FDA clears IND application for natural killer cell-based COVID-19 therapy
The FDA cleared an investigational new drug application for CYNK-001 for the treatment of adults with COVID-19 infection, according to the agent’s manufacturer.
CYNK-001 (Celularity) is an investigational, cryopreserved, allogeneic natural killer cell therapy derived from placental hematopoietic stem cells.
“This investigational new drug application represents a significant step toward a potential treatment of patients infected with COVID-19 virus, which is spreading globally at unanticipated rates,” Robert Hariri, MD, PhD, founder, chairman and CEO of Celularity, said in a company-issued statement.
“With our initial clinical study, we will gain an understanding of the impact CYNK-001 can have on patients recently diagnosed with COVID-19,” Hariri added. “We are hopeful to contribute to flattening the COVID-19 curve, expanding on the promising early results we’ve seen in our clinical studies in devastating cancers to patients with coronavirus.”
This FDA clearance will allow Celularity to begin a phase 1/phase 2 clinical trial of its natural killer cell therapy in up to 86 patients with COVID-19. The investigational treatment is believed to be the first immunotherapy to receive this clearance by the FDA for treatment of COVID-19, according to the statement.
“Studies have established that there is robust activation of [natural killer] cells during viral infection regardless of the virus class,” Xiaokui Zhang, PhD, chief scientific officer of Celularity, said in the statement.
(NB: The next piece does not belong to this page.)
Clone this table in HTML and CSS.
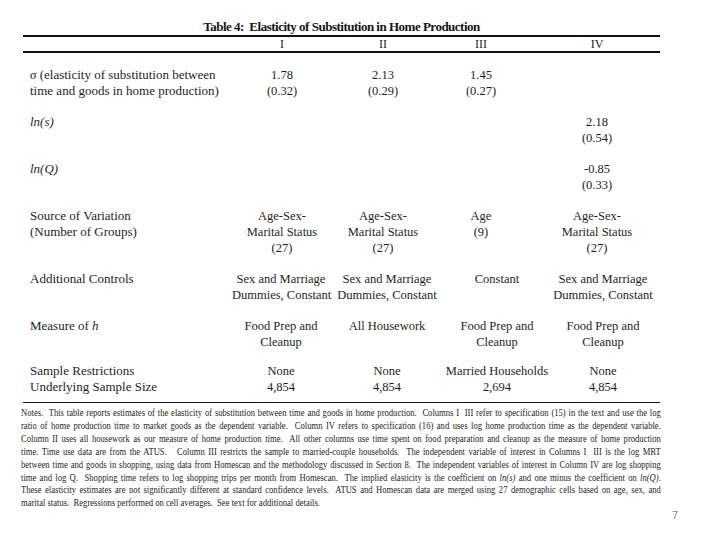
FILE: index.html
```html
<!DOCTYPE html>
<html lang="en">
<head>
<meta charset="utf-8">
<title>Table 4: Elasticity of Substitution in Home Production</title>
<link rel="stylesheet" href="styles.css">
</head>
<body>
<div class="sheet">
  <h1 class="title">Table 4:&nbsp; Elasticity of Substitution in Home Production</h1>
  <div class="table">
    <div class="row head">
      <div class="label"></div>
      <div class="cell">I</div>
      <div class="cell">II</div>
      <div class="cell">III</div>
      <div class="cell">IV</div>
    </div>
    <div class="body">
      <div class="row">
        <div class="label"><i>σ</i> (elasticity of substitution between<br>time and goods in home production)</div>
        <div class="cell">1.78<br>(0.32)</div>
        <div class="cell">2.13<br>(0.29)</div>
        <div class="cell">1.45<br>(0.27)</div>
        <div class="cell"></div>
      </div>
      <div class="row">
        <div class="label"><i>ln(s)</i></div>
        <div class="cell"></div>
        <div class="cell"></div>
        <div class="cell"></div>
        <div class="cell">2.18<br>(0.54)</div>
      </div>
      <div class="row">
        <div class="label"><i>ln(Q)</i></div>
        <div class="cell"></div>
        <div class="cell"></div>
        <div class="cell"></div>
        <div class="cell">-0.85<br>(0.33)</div>
      </div>
      <div class="row">
        <div class="label">Source of Variation<br>(Number of Groups)</div>
        <div class="cell">Age-Sex-<br>Marital Status<br>(27)</div>
        <div class="cell">Age-Sex-<br>Marital Status<br>(27)</div>
        <div class="cell">Age<br>(9)</div>
        <div class="cell">Age-Sex-<br>Marital Status<br>(27)</div>
      </div>
      <div class="row lower">
        <div class="label">Additional Controls</div>
        <div class="cell">Sex and Marriage<br>Dummies, Constant</div>
        <div class="cell">Sex and Marriage<br>Dummies, Constant</div>
        <div class="cell">Constant</div>
        <div class="cell">Sex and Marriage<br>Dummies, Constant</div>
      </div>
      <div class="row lower">
        <div class="label">Measure of <i>h</i></div>
        <div class="cell">Food Prep and<br>Cleanup</div>
        <div class="cell">All Housework</div>
        <div class="cell">Food Prep and<br>Cleanup</div>
        <div class="cell">Food Prep and<br>Cleanup</div>
      </div>
      <div class="row lower last-row">
        <div class="label">Sample Restrictions<br>Underlying Sample Size</div>
        <div class="cell">None<br>4,854</div>
        <div class="cell">None<br>4,854</div>
        <div class="cell">Married Households<br>2,694</div>
        <div class="cell">None<br>4,854</div>
      </div>
    </div>
  </div>
  <div class="notes">
    <div class="notes-inner">
      <div class="line">Notes.&nbsp; This table reports estimates of the elasticity of substitution between time and goods in home production.&nbsp; Columns I&nbsp; III refer to specification (15) in the text and use the log</div>
      <div class="line">ratio of home production time to market goods as the dependent variable.&nbsp; Column IV refers to specification (16) and uses log home production time as the dependent variable.</div>
      <div class="line">Column II uses all housework as our measure of home production time.&nbsp; All other columns use time spent on food preparation and cleanup as the measure of home production</div>
      <div class="line">time. Time use data are from the ATUS.&nbsp;&nbsp; Column III restricts the sample to married-couple households.&nbsp; The independent variable of interest in Columns I&nbsp; III is the log MRT</div>
      <div class="line">between time and goods in shopping, using data from Homescan and the methodology discussed in Section 8.&nbsp; The independent variables of interest in Column IV are log shopping</div>
      <div class="line">time and log Q.&nbsp; Shopping time refers to log shopping trips per month from Homescan.&nbsp; The implied elasticity is the coefficient on <i>ln(s)</i> and one minus the coefficient on <i>ln(Q)</i>.</div>
      <div class="line">These elasticity estimates are not significantly different at standard confidence levels.&nbsp; ATUS and Homescan data are merged using 27 demographic cells based on age, sex, and</div>
      <div class="line last">marital status.&nbsp; Regressions performed on cell averages.&nbsp; See text for additional details.</div>
    </div>
  </div>
  <div class="pagenum">7</div>
</div>
</body>
</html>
```

FILE: styles.css
```css
html, body {
  margin: 0;
  padding: 0;
  background: #ffffff;
}

body {
  color: #1e1e1e;
  font-family: "Liberation Serif", "Times New Roman", serif;
}

.sheet {
  width: 637px;
  margin-left: 23px;
  padding-top: 19px;
}

.title {
  margin: 0;
  font-size: 13px;
  line-height: 16px;
  font-weight: bold;
  text-align: center;
  letter-spacing: -0.5px;
  color: #151515;
}

.table {
  border-top: 2px solid #111111;
}

.row {
  display: grid;
  grid-template-columns: 209px 100px 102px 94px 138px;
  font-size: 13px;
  line-height: 16px;
}

.row.lower {
  grid-template-columns: 209px 98px 114px 106px 106px;
}

.head {
  font-size: 12px;
  line-height: 14px;
  border-bottom: 2px solid #111111;
}

.label {
  padding-left: 7px;
  white-space: nowrap;
}

.cell {
  text-align: center;
  white-space: nowrap;
  font-size: 12.5px;
}

.head .cell {
  font-size: 12px;
}

.body {
  display: flex;
  flex-direction: column;
  gap: 15px;
  padding-top: 14px;
}

.row.last-row {
  margin-top: -2px;
}

.notes {
  margin-top: 7px;
  border-top: 1.5px solid #111111;
  padding-top: 4px;
}

.notes-inner {
  width: 744px;
  margin-left: -2px;
  font-size: 10px;
  line-height: 12.9px;
  transform: scaleX(0.86);
  transform-origin: left top;
  color: #262626;
}

.line {
  text-align: justify;
  text-align-last: justify;
  white-space: nowrap;
}

.line.last {
  text-align-last: left;
}

.pagenum {
  margin-left: 646px;
  width: 12px;
  margin-top: -1px;
  text-align: center;
  font-family: "Liberation Sans", Arial, sans-serif;
  font-size: 11px;
  line-height: 13px;
  color: #8a8a8a;
}
```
Zhang said CYNK-001 has demonstrated “a range of biological activities” that would allow its cellular therapy to potentially recognize and kill infected cells.
“These functions suggest that CYNK-001 could provide a benefit to patients with COVID-19 in terms of limiting SARS-CoV-2 replication and disease progression by eliminating the infected cells,” he added.
The FDA approved an IND for CYNK-001 in January for the treatment of glioblastoma multiforme, a type of brain cancer, as previously reported by Healio.